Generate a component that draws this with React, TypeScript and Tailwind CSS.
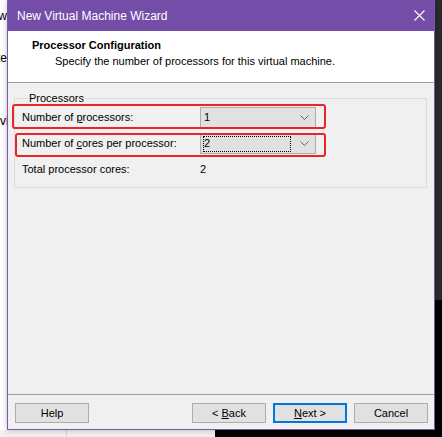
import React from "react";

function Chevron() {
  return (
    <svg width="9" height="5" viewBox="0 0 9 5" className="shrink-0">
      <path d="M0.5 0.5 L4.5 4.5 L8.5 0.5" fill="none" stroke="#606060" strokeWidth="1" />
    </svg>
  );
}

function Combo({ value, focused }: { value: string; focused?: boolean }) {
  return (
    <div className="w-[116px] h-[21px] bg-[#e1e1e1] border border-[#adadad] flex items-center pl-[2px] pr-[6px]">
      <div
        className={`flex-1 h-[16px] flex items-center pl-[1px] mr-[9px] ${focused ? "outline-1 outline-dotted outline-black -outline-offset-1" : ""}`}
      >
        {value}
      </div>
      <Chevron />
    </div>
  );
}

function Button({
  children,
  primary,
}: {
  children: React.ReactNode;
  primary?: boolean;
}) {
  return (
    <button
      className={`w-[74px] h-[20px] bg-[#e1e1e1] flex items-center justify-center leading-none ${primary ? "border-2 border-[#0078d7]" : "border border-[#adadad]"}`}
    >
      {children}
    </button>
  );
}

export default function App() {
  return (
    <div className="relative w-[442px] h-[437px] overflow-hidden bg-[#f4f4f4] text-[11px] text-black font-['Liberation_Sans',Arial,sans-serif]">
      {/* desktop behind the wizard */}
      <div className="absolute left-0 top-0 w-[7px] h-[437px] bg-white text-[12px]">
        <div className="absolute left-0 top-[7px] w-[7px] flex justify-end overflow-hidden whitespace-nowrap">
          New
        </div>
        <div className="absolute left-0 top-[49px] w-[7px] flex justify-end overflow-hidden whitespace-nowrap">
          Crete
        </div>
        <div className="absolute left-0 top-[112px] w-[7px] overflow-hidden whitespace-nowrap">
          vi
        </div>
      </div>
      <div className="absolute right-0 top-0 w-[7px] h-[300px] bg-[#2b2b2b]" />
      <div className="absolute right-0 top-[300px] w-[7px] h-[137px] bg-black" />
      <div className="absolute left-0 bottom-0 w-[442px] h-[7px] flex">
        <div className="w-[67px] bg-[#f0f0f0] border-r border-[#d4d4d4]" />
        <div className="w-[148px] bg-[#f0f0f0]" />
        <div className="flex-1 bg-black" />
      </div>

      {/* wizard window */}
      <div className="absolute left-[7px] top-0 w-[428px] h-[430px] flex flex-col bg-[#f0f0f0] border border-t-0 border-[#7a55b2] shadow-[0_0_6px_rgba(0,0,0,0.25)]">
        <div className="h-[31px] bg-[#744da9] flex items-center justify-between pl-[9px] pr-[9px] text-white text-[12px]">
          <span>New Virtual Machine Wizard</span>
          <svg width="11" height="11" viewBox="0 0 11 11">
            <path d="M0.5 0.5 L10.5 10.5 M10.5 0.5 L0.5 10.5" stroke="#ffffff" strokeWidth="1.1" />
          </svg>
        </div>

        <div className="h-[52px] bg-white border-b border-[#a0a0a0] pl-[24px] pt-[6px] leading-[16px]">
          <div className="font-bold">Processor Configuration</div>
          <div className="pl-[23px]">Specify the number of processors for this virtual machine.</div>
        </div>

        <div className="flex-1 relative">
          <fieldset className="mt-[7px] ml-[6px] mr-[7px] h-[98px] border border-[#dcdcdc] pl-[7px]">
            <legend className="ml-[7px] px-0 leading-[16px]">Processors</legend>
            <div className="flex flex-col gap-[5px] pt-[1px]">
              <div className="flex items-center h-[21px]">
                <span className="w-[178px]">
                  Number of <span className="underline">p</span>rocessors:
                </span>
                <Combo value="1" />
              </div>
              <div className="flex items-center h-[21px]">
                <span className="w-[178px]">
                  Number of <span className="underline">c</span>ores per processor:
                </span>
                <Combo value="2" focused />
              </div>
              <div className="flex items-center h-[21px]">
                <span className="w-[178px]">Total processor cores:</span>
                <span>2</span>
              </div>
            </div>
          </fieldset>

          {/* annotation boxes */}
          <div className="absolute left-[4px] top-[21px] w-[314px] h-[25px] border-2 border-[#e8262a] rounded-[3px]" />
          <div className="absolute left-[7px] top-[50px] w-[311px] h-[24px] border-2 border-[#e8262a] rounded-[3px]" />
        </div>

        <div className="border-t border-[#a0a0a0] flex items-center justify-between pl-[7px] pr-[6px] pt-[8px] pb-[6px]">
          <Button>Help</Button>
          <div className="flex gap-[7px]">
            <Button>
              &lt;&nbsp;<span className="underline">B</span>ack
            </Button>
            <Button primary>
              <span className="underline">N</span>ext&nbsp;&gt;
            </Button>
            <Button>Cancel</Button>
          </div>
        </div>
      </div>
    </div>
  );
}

****************

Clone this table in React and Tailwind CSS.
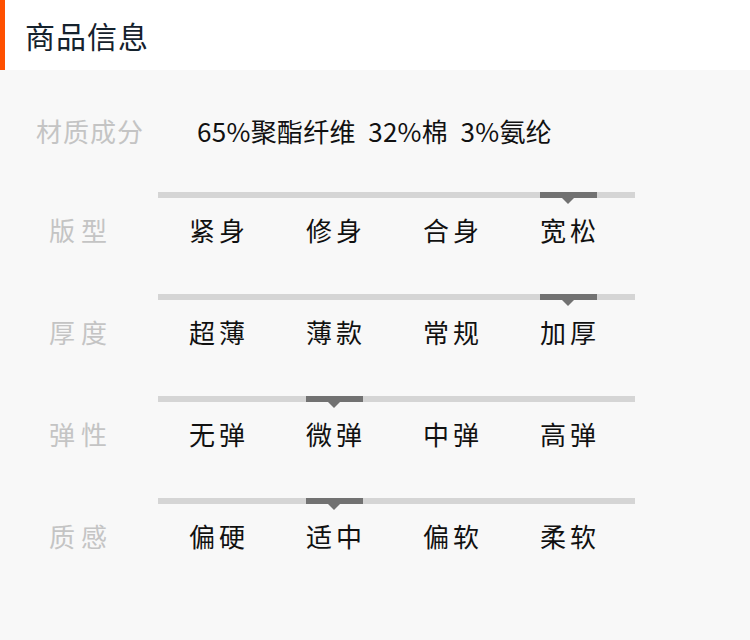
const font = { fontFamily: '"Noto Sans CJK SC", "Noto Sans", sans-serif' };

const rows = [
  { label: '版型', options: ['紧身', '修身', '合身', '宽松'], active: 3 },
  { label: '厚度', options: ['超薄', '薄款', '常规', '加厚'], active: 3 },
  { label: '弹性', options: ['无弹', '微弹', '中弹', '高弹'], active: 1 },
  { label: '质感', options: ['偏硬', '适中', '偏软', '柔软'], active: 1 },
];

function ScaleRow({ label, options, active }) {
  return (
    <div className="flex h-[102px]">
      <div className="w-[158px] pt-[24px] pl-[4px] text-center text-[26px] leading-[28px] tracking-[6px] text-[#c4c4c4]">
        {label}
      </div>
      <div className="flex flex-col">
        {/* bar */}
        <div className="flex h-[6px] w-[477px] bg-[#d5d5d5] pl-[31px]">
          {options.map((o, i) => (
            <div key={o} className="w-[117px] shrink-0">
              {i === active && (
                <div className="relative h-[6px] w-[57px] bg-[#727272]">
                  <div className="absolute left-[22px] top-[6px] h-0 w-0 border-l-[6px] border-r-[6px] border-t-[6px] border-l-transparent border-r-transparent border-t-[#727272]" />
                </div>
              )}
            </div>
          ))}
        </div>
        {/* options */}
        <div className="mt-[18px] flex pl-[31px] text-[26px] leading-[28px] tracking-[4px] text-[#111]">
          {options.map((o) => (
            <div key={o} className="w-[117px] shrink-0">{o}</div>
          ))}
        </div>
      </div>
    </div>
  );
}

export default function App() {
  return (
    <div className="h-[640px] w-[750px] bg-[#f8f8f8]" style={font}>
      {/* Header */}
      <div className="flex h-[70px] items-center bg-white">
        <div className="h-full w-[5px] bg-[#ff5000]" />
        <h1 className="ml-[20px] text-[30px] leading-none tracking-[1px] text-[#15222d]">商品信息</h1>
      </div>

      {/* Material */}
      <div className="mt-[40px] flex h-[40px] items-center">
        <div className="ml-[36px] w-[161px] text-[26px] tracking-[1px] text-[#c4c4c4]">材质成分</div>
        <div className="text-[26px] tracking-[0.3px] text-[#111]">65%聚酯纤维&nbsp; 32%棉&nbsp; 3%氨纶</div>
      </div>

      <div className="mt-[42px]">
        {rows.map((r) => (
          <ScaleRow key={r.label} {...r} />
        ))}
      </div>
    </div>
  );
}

****************

Written instruction
Copy out every line from the material above in which the word "this" appears.

Final result
Generate a component that draws this with React, TypeScript and Tailwind CSS.
          <div className="pl-[23px]">Specify the number of processors for this virtual machine.</div>
Clone this table in React and Tailwind CSS.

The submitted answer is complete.